Can an Employer Change Terms and Conditions by Making Offers Directly to Workers and Avoiding Trade Union Negotiations?


Posted on: Aug 31,2019


Unlawful Inducements to trade union members

Inducements to trade union members to forgo collective bargaining are normally unlawful and employers risk sanctions if a court finds them guilty of unlawful inducements, however this risk for employers has been reduced since the Court of Appeal decision in Kostal UK Ltd v Dunkley & Others [2019].

Section 145B makes any direct offer by an employer to a member of a trade union which is recognised or seeking to be recognised unlawful, where the effect of the offer (if accepted) and the employer’s sole or main purpose in making the offer is that the worker’s terms (or some of those terms) will not or will no longer be determined by collective agreement. This is known as the “prohibited result”.

Awards for unlawful offers under section 145B Trade Union and Labour Relations (Consolidation) Act 1992 (TULRCA) are considerable and are increased each year: since April this year workers can be awarded £4,193 for each separate unlawful offer. Following the Employment Appeal Tribunal’s (EAT) decision in this case, Kostal UK was found liable for a total of £418,000, with £7,600 being awarded to each of 55 claimants. This shows that significant financial penalties can follow from an employer’s direct offer of new terms to workers who are members of a recognised trade union (or one seeking to be recognised). The decision of the Employment Appeal Tribunal in Kostal UK Ltd v Dunkley and others in December 2017was great for trade unions since it showed that  employers who decide to circumvent collective bargaining when an impasse in negotiations is reached would be liable.

That triumph has now been turned on its head by the Court of Appeal which has now overturned the decision of the Employment Tribunal (ET) and EAT.

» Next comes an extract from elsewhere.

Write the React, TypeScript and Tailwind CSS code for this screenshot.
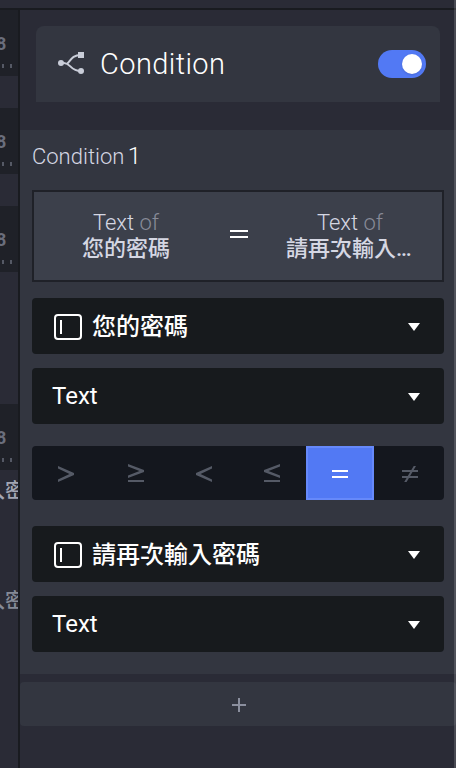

Kostal UK Ltd had recently recognised Unite and entered into the first round of pay negotiations under their recognition agreement. The employer offered a pay rise and a Christmas bonus but proposed changes to breaks, overtime and to sick pay for new starters. Agreement with Unite could not be reached ahead of the Christmas break. Unite conducted a ballot by which its members rejected the offer. Kostal then wrote directly to all staff making the offer. After Christmas, the employer wrote to those employees who had not accepted the offer, proposing the same terms (with the exception of the Christmas bonus).

The ET Case

As a result of their actions, 55 Unite members brought a claim against Kostal UK in the ET under section 145B that Kostal UK had made two unlawful offers which (if accepted) would have the effect that those particular terms would no longer be determined by collective agreement and that Kostal UK’s purpose in doing so was to circumvent collective bargaining. The ET upheld their claims.

The EAT Case

Kostal UK appealed to the EAT which did not agree with them and upheld the decision of the ET. The EAT said that the effect of the offers (if accepted) was that the terms in question would not have been decided through collective bargaining but by direct agreement between the employer and the worker. The EAT held that this was the “prohibited result” even though the collective bargaining process would continue to apply to those terms in future.

The Court of Appeal Case

The Court of Appeal did not agree with the EAT. The Court ruled that the wording of section 145B applies in two particular cases:

Where an independent trade union is seeking to be recognised and the employer makes an offer whose sole or main purpose is to achieve the result that the workers’ terms of employment will not be determined by a collective agreement; and

Where an independent trade union is already recognised, the workers’ terms of employment are determined by collective agreement, and the employer makes an offer whose sole or main purpose is to achieve the result that the workers’ terms of employment (as a whole), or one or more of those terms, will no longer be determined by collective agreement.

The Court of Appeal stated that: “‘No longer’ clearly indicates a change taking the term or terms concerned outside the scope of collective bargaining on a permanent basis”. The shorter-term effect of the direct offer being determined by agreement with the individual worker is not the “prohibited result”.

The court specifically ruled that section 145B does not apply to cases “where an independent trade union is recognised, the workers’ terms of employment are determined by a collective agreement negotiated by or on behalf of the union, and the employer makes an offer whose sole or main purpose is to achieve the result that one or more of the workers’ terms of employment will not, on this one occasion, be determined by the collective agreement“.

The Court of Appeal did not agree that the section was intended to give a trade union an effective veto on any direct offers made by an employer to its members because of the threat of very large tribunal awards. It held that the section does not apply to offers which are intended in the short term to circumvent the collective bargaining process as long as the term will be negotiated as part of that process in the future.

What this means is that the Court considered the intention of Kostal UK in making that offer. In proposing new terms to its employees, Kostal UK did not intend to bring an end to collective bargaining of those terms in the longer term. For that reason, the Court said that there was no breach of section 145B.